It is inevitable that we finally get the cinematic treatment of a standalone, origin story about Batman’s longtime foe, especially with the hero’s appeal waning throughout the years in the movie theaters. Director Todd Philipps has crafted Joker that consciously distances itself from the current crop of comicbook films. It is brutal, knowingly dark, and has borrowed a lot from noir and psychological thrillers. Philipps knows the strengths of his actors, particularly Robert De Niro, Frances Conroy, and Joaquin Phoenix. Sadly, Zazie Beetz is criminally underutilized here.
Much adulation has been said about Phoenix’s performance, and all of those are true. You simply cannot ignore Phoenix, just by the sight of him alone in each frame. He has this gangly body like stretched rubber, one that is always at the point of breaking. And break he did. This is an acting that is tremendous, almost grotesque in its unhinged ferociousness. Comparisons to Heath Ledger's Joker in Christopher Nolan’s The Dark Knight are valid. But Phoenix’s Arthur Fleck—the character before it became the infamous Joker—is different. Here is an unlucky man-child who works as a hired clown, dreams of becoming a standup comic, and lives with an ailing mother in a world that is systemically determined to make their lives miserable. It doesn’t help that Fleck has a condition that prompts him to laugh, painfully, at the most unfavorable times.
The movie has its funny moments (it is The Joker after all), but unlike the quippy Marvel humor, these moments still involve chaos and bloodshed. Yes, bloodshed. And poverty. And confusion. And government budget cuts. And secret bloodlines. And the good old cruelty and manipulative injustices of society. This sounds bleak and hopeless, but that is the point.
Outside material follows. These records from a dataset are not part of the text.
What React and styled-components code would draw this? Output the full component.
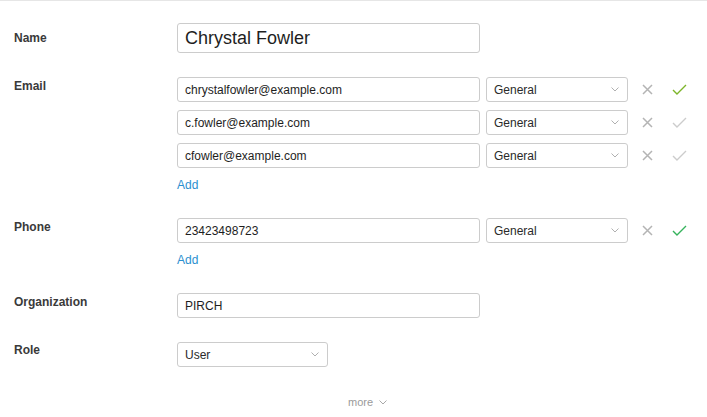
import React from 'react';
import styled, { createGlobalStyle } from 'styled-components';

const GlobalStyle = createGlobalStyle`
  body {
    margin: 0;
    background: #fff;
    font-family: "Liberation Sans", Arial, sans-serif;
  }
`;

const Page = styled.div`
  width: 707px;
  height: 417px;
  box-sizing: border-box;
  border-top: 1px solid #e6e6e6;
  padding: 22px 0 0 14px;
  overflow: hidden;
`;

const Row = styled.div`
  display: flex;
  align-items: flex-start;
  margin-bottom: ${({ gap }) => gap}px;
`;

const Label = styled.div`
  width: 163px;
  flex: none;
  font-size: 12px;
  line-height: 16px;
  font-weight: bold;
  color: #3a3a3a;
  padding-top: ${({ offset }) => offset}px;
`;

const Fields = styled.div`
  display: flex;
  flex-direction: column;
  gap: 8px;
`;

const FieldLine = styled.div`
  display: flex;
  align-items: center;
`;

const Input = styled.div`
  box-sizing: border-box;
  width: ${({ w }) => w || 303}px;
  height: ${({ big }) => (big ? 30 : 25)}px;
  border: 1px solid #cccccc;
  border-radius: 3px;
  padding: 0 7px;
  display: flex;
  align-items: center;
  font-size: ${({ big }) => (big ? 18 : 12)}px;
  color: #1e1e1e;
  background: #fff;
`;

const Select = styled(Input)`
  justify-content: space-between;
  padding: 0 8px 0 7px;
  margin-left: ${({ ml }) => ml || 0}px;
  color: #2a2a2a;
`;

const IconBtn = styled.span`
  display: inline-flex;
  align-items: center;
  justify-content: center;
  margin-left: ${({ ml }) => ml}px;
  width: ${({ w }) => w}px;
`;

const AddLink = styled.a`
  margin-top: 1px;
  font-size: 12px;
  line-height: 16px;
  color: #2b8fcf;
  text-decoration: none;
  cursor: pointer;
`;

const Footer = styled.div`
  display: flex;
  justify-content: center;
  align-items: center;
  padding-left: 14px;
  margin-top: 29px;
  gap: 6px;
  font-size: 11px;
  color: #9a9a9a;
`;

const Chevron = ({ color = '#b0b0b0' }) => (
  <svg width="8" height="5" viewBox="0 0 8 5">
    <polyline points="0.5,0.5 4,4 7.5,0.5" fill="none" stroke={color} strokeWidth="1" />
  </svg>
);

const Cross = () => (
  <svg width="11" height="11" viewBox="0 0 11 11">
    <path d="M1 1 L10 10 M10 1 L1 10" stroke="#b4b4b4" strokeWidth="1.5" fill="none" />
  </svg>
);

const Check = ({ color }) => (
  <svg width="15" height="11" viewBox="0 0 15 11">
    <polyline points="1,6 5,10 14,1" fill="none" stroke={color} strokeWidth="1.4" />
  </svg>
);

const TypeSelect = () => (
  <Select w={142} ml={6}>
    General
    <Chevron />
  </Select>
);

const MultiLine = ({ value, check }) => (
  <FieldLine>
    <Input>{value}</Input>
    <TypeSelect />
    <IconBtn ml={14} w={11}>
      <Cross />
    </IconBtn>
    <IconBtn ml={19} w={15}>
      <Check color={check} />
    </IconBtn>
  </FieldLine>
);

const emails = [
  { value: 'chrystalfowler@example.com', check: '#7db52a' },
  { value: 'c.fowler@example.com', check: '#cccccc' },
  { value: 'cfowler@example.com', check: '#cccccc' },
];

const App = () => (
  <>
    <GlobalStyle />
    <Page>
      <Row gap={24}>
        <Label offset={7}>Name</Label>
        <Input big>Chrystal Fowler</Input>
      </Row>
      <Row gap={25}>
        <Label offset={1}>Email</Label>
        <Fields>
          {emails.map((e) => (
            <MultiLine key={e.value} value={e.value} check={e.check} />
          ))}
          <AddLink>Add</AddLink>
        </Fields>
      </Row>
      <Row gap={25}>
        <Label offset={1}>Phone</Label>
        <Fields>
          <MultiLine value="23423498723" check="#36b35c" />
          <AddLink>Add</AddLink>
        </Fields>
      </Row>
      <Row gap={24}>
        <Label offset={1}>Organization</Label>
        <Input>PIRCH</Input>
      </Row>
      <Row gap={0}>
        <Label offset={0}>Role</Label>
        <Select w={151}>
          User
          <Chevron />
        </Select>
      </Row>
      <Footer>
        more
        <Chevron color="#a8a8a8" />
      </Footer>
    </Page>
  </>
);

export default App;
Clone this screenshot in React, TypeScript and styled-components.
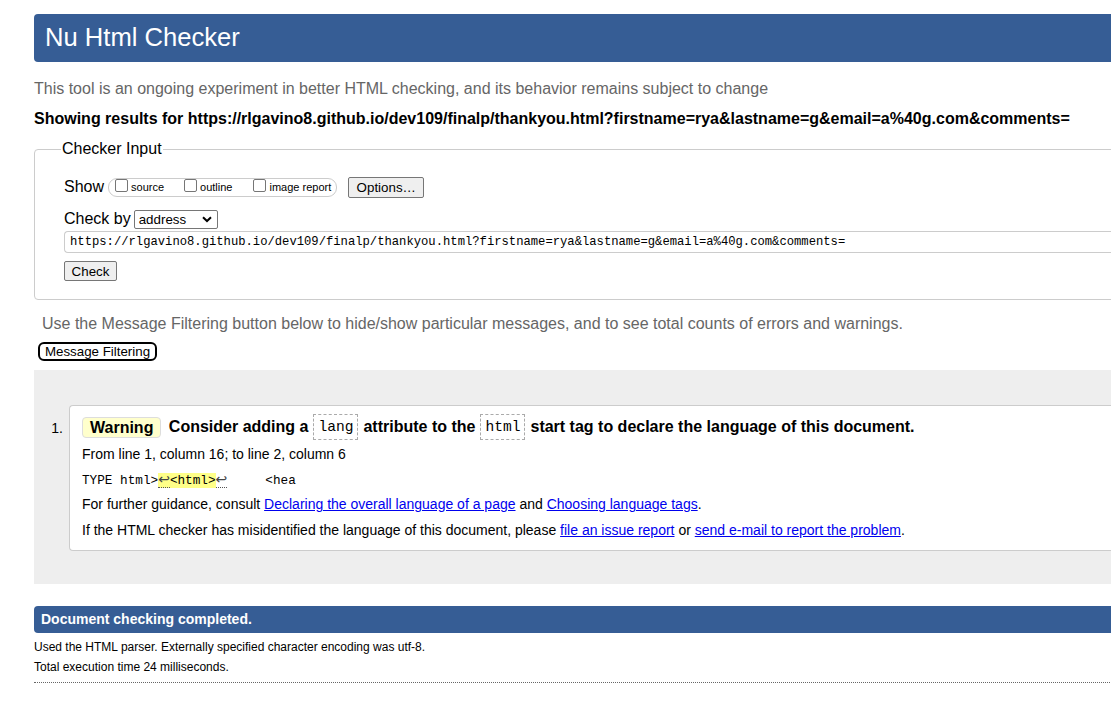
import styled, { createGlobalStyle } from "styled-components";

const GlobalStyle = createGlobalStyle`
  html, body {
    margin: 0;
    padding: 0;
    background: #fff;
    overflow: hidden;
  }
  body {
    font-family: "Liberation Sans", Arial, sans-serif;
    color: #000;
  }
`;

const mono = `"Liberation Mono", "DejaVu Sans Mono", monospace`;

// Whole page column, runs past the right edge like the original
const Page = styled.div`
  padding: 14px 0 0 34px;
  width: 1120px;
`;

const Title = styled.h1`
  margin: 0;
  height: 48px;
  line-height: 47px;
  padding: 0 11px;
  background: #365d95;
  color: #fff;
  font-size: 25.6px;
  font-weight: normal;
  border-radius: 4px 0 0 4px;
`;

const Intro = styled.p`
  margin: 18px 0 0;
  font-size: 16px;
  line-height: 18px;
  color: #666;
`;

const Showing = styled.p`
  margin: 12px 0 0;
  font-size: 16px;
  line-height: 18px;
  font-weight: bold;
`;

const Fieldset = styled.fieldset`
  margin: 12px 0 0;
  padding: 0 0 18px 29px;
  border: 1px solid #ccc;
  border-radius: 4px;
  min-width: 0;
`;

const Legend = styled.legend`
  padding: 0 1px;
  margin-left: -3px;
  font-size: 16px;
  line-height: 18px;
`;

const Row = styled.div<{ $h: number; $mt: number }>`
  display: flex;
  align-items: center;
  height: ${(p) => p.$h}px;
  margin-top: ${(p) => p.$mt}px;
  font-size: 16px;
`;

const Label = styled.span`
  margin-right: 3px;
`;

const CheckGroup = styled.span`
  display: inline-flex;
  align-items: center;
  height: 17px;
  padding: 0 5px 0 6px;
  border: 1px solid #ccc;
  border-radius: 9px;
  margin-left: 1px;
`;

const CheckItem = styled.label<{ $gap: number }>`
  display: inline-flex;
  align-items: center;
  font-size: 11px;
  margin-right: ${(p) => p.$gap}px;
`;

const Box = styled.span`
  display: inline-block;
  width: 11px;
  height: 11px;
  border: 1px solid #767676;
  border-radius: 2px;
  background: #fff;
  margin-right: 3px;
  position: relative;
  top: -2px;
`;

const Btn = styled.button<{ $w: number; $h: number }>`
  width: ${(p) => p.$w}px;
  height: ${(p) => p.$h}px;
  padding: 0;
  font-family: "Liberation Sans", Arial, sans-serif;
  font-size: 13.33px;
  color: #000;
  background: #efefef;
  border: 1px solid #767676;
  border-radius: 2px;
`;

const OptionsBtn = styled(Btn)`
  margin-left: 11px;
`;

const Select = styled.span`
  display: inline-flex;
  align-items: center;
  justify-content: space-between;
  box-sizing: border-box;
  width: 84px;
  height: 19px;
  margin-left: 3px;
  padding: 0 5px 0 4px;
  border: 1px solid #767676;
  border-radius: 2px;
  font-size: 13.33px;
`;

const UrlInput = styled.div`
  box-sizing: border-box;
  height: 22px;
  margin-top: 2px;
  padding: 0 5px;
  border: 1px solid #ccc;
  border-right: none;
  border-radius: 4px 0 0 4px;
  font-family: ${mono};
  font-size: 12.2px;
  line-height: 20px;
  white-space: nowrap;
`;

const CheckBtn = styled(Btn)`
  display: block;
  margin-top: 8px;
`;

const FilterNote = styled.p`
  margin: 15px 0 0;
  padding-left: 8px;
  font-size: 16px;
  line-height: 18px;
  color: #666;
`;

const FilterBtn = styled.button`
  display: block;
  margin: 9px 0 0 4px;
  width: 119px;
  height: 19px;
  padding: 0;
  background: #fff;
  border: 2px solid #000;
  border-radius: 6px;
  font-family: "Liberation Sans", Arial, sans-serif;
  font-size: 13.33px;
  line-height: 14px;
  color: #000;
`;

const Panel = styled.div`
  margin-top: 9px;
  padding: 35px 0 33px;
  background: #eee;
`;

const Item = styled.div`
  display: grid;
  grid-template-columns: 35px 1fr;
`;

const ItemNum = styled.div`
  padding: 14px 6px 0 0;
  text-align: right;
  font-size: 14px;
  line-height: 18px;
`;

const Card = styled.div`
  background: #fff;
  border: 1px solid #ccc;
  border-right: none;
  border-radius: 4px 0 0 4px;
  padding: 8px 0 11px 12px;
`;

const MsgTitle = styled.div`
  display: flex;
  align-items: center;
  height: 26px;
  font-size: 16px;
  font-weight: bold;
  white-space: pre;
`;

const Badge = styled.span`
  display: inline-block;
  height: 19px;
  line-height: 19px;
  padding: 0 7px;
  background: #ffc;
  border: 1px solid #ddd;
  border-radius: 4px;
  margin-right: 3px;
`;

const CodeBox = styled.code`
  display: inline-block;
  box-sizing: border-box;
  height: 26px;
  line-height: 24px;
  padding: 0 4px;
  margin: 0 5px;
  border: 1px dashed #aaa;
  font-family: ${mono};
  font-size: 14.6px;
  font-weight: normal;
`;

const Line = styled.p<{ $mt: number }>`
  margin: ${(p) => p.$mt}px 0 0;
  font-size: 14px;
  line-height: 18px;
`;

const Extract = styled.p`
  margin: 8px 0 0;
  height: 18px;
  font-family: ${mono};
  font-size: 12.7px;
  line-height: 19px;
  white-space: pre;
`;

const Mark = styled.mark`
  background: #ff8;
  color: inherit;
`;

const Ret = styled.b`
  font-family: "DejaVu Sans", sans-serif;
  font-size: 14px;
  line-height: 1;
  font-weight: normal;
  color: #444;
  border-bottom: 1px dotted #555;
`;

const Link = styled.a`
  color: #0000ee;
  text-decoration: underline;
`;

const DoneBar = styled.div`
  margin-top: 22px;
  height: 27px;
  line-height: 27px;
  padding-left: 7px;
  background: #365d95;
  border-radius: 4px 0 0 4px;
  color: #fff;
  font-size: 14px;
  font-weight: bold;
`;

const Detail = styled.p<{ $mt: number }>`
  margin: ${(p) => p.$mt}px 0 0;
  font-size: 12px;
  line-height: 16px;
`;

const Rule = styled.div`
  margin-top: 7px;
  border-top: 1px dotted #666;
`;

const url =
  "https://rlgavino8.github.io/dev109/finalp/thankyou.html?firstname=rya&lastname=g&email=a%40g.com&comments=";

export default function App() {
  return (
    <Page>
      <GlobalStyle />
      <Title>Nu Html Checker</Title>
      <Intro>
        This tool is an ongoing experiment in better HTML checking, and its behavior remains subject to change
      </Intro>
      <Showing>Showing results for {url}</Showing>

      <Fieldset>
        <Legend>Checker Input</Legend>
        <Row $h={22} $mt={18}>
          <Label>Show</Label>
          <CheckGroup>
            <CheckItem $gap={20}>
              <Box />
              source
            </CheckItem>
            <CheckItem $gap={21}>
              <Box />
              outline
            </CheckItem>
            <CheckItem $gap={0}>
              <Box />
              image report
            </CheckItem>
          </CheckGroup>
          <OptionsBtn $w={76} $h={21}>Options…</OptionsBtn>
        </Row>
        <Row $h={20} $mt={11}>
          <span>Check by</span>
          <Select>
            address
            <svg width="10" height="7" viewBox="0 0 10 7">
              <path d="M1 1.2 L5 5 L9 1.2" fill="none" stroke="#000" strokeWidth="2" />
            </svg>
          </Select>
        </Row>
        <UrlInput>{url}</UrlInput>
        <CheckBtn $w={53} $h={20}>Check</CheckBtn>
      </Fieldset>

      <FilterNote>
        Use the Message Filtering button below to hide/show particular messages, and to see total counts of errors and warnings.
      </FilterNote>
      <FilterBtn>Message Filtering</FilterBtn>

      <Panel>
        <Item>
          <ItemNum>1.</ItemNum>
          <Card>
            <MsgTitle>
              <Badge>Warning</Badge>
              {" Consider adding a"}
              <CodeBox>lang</CodeBox>
              {"attribute to the"}
              <CodeBox>html</CodeBox>
              {"start tag to declare the language of this document."}
            </MsgTitle>
            <Line $mt={5}>From line 1, column 16; to line 2, column 6</Line>
            <Extract>
              TYPE html&gt;
              <Mark>
                <Ret>↩</Ret>&lt;html&gt;
              </Mark>
              <Ret>↩</Ret>
              {"     <hea"}
            </Extract>
            <Line $mt={6}>
              For further guidance, consult <Link href="#">Declaring the overall language of a page</Link> and{" "}
              <Link href="#">Choosing language tags</Link>.
            </Line>
            <Line $mt={8}>
              If the HTML checker has misidentified the language of this document, please{" "}
              <Link href="#">file an issue report</Link> or <Link href="#">send e-mail to report the problem</Link>.
            </Line>
          </Card>
        </Item>
      </Panel>

      <DoneBar>Document checking completed.</DoneBar>
      <Detail $mt={6}>Used the HTML parser. Externally specified character encoding was utf-8.</Detail>
      <Detail $mt={4}>Total execution time 24 milliseconds.</Detail>
      <Rule />
    </Page>
  );
}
And it makes this movie dangerous.
It is basically a vivid representation of our flaws, of all that we usually ignore and the consequences we get from doing so. Despite its (successful) attempt at fleshing out the grey areas of our regular excuse of “us being simply humans,” it is terrifying to imagine the glee, the affirmation, people who have been equating mental health issues to something abstract and purely evil could get from this film. It is also difficult to shake off the feeling that it has the potential to heighten the stigma around said issues and to validate revenge fantasies—especially for people with impressionable minds in the age of violent instant gratification, Trump, and Duterte. With a pop culture subject that is as massive and influential as The Joker, it is not funny. It has just become too real and scary.